“This year’s Boat Race will be exceptional in many ways, not least because it will be rowed as we emerge from a pandemic on the course at Ely. It marks the end of a very hard year for the Clubs but one where many organisations made the right call in very difficult circumstances. The first call was to cancel the race last year. BRCL got that exactly right and although it was a hard decision making it early proved to be the right answer. The Clubs have done exceptionally well to keep the athletes engaged through the disruption and even with a multitude of reasons not to proceed this year the Clubs have persevered and despite the uncertainty, BRCL and the Clubs seem to have made the right call.

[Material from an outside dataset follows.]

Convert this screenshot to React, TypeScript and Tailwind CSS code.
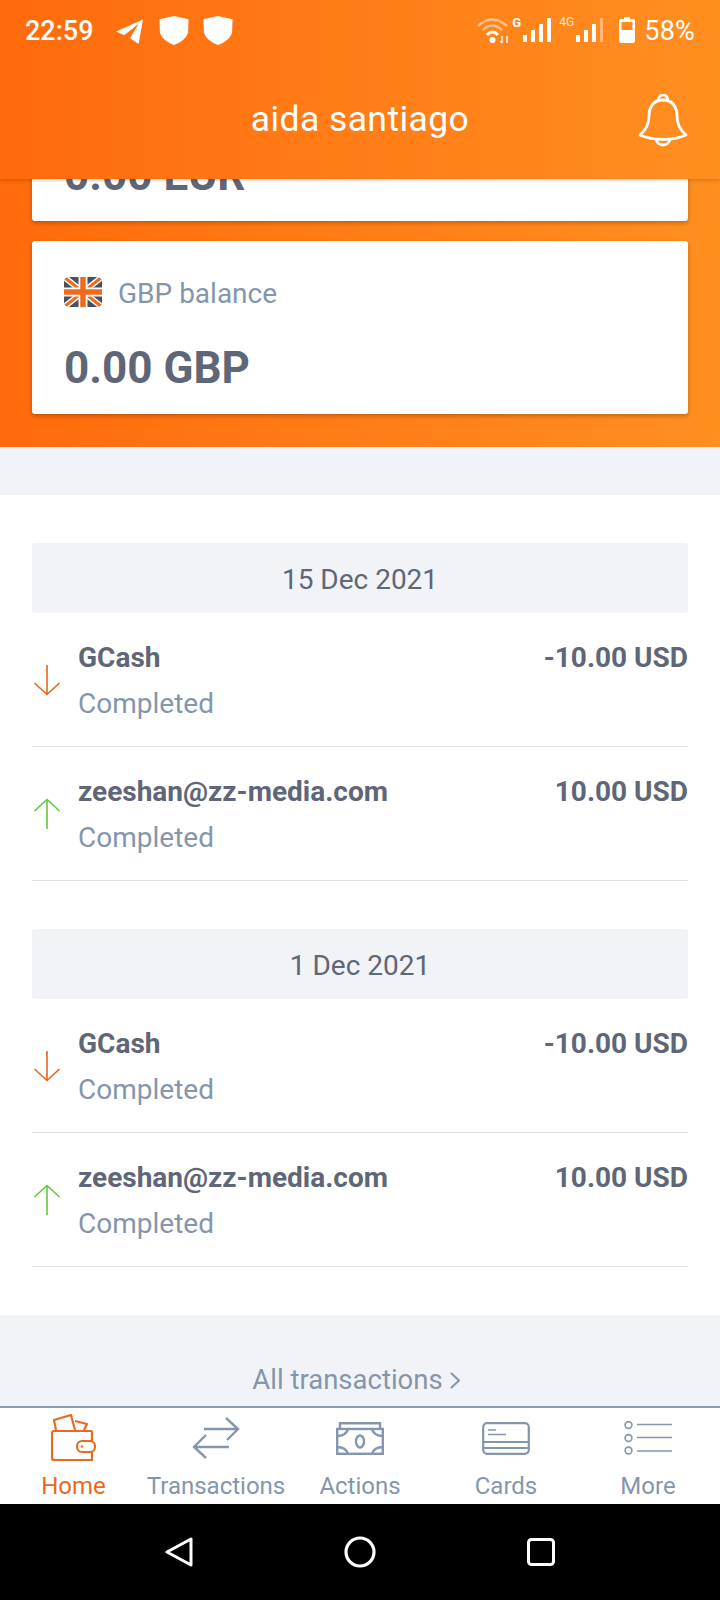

When this pandemic arrived we knew very little about what to expect except that there would be trouble for some time to come. Understanding a new pathogen well enough to make good decisions about how to manage it has not been easy but these two great Universities have provided remarkable contributions to the UK and global fight against the virus. The quality of the science in the Universities has allowed us to develop the UK’s own vaccine which is now at the forefront of taming the epidemic in the UK and will be the vaccine that more than any other saves the world. Similarly, the testing program has been underpinned by novel approaches pioneered by both institutions, modelling has been led by both and the core epidemiology and clinical trial platform has also come from us. Not everything has gone to plan in this pandemic, but the science response has been exceptional.
When asked by Sarah Montague on the BBC in November after we announced the vaccine data, whether we would be returning to normal by the spring, I predicted ‘Yes, Yes, Yes’. What I really was thinking was that we would have a Boat Race again this year and my prediction has turned out to be pretty accurate. There will be some more bumps on the road, but this event is a tell-tale sign that normality is returning.”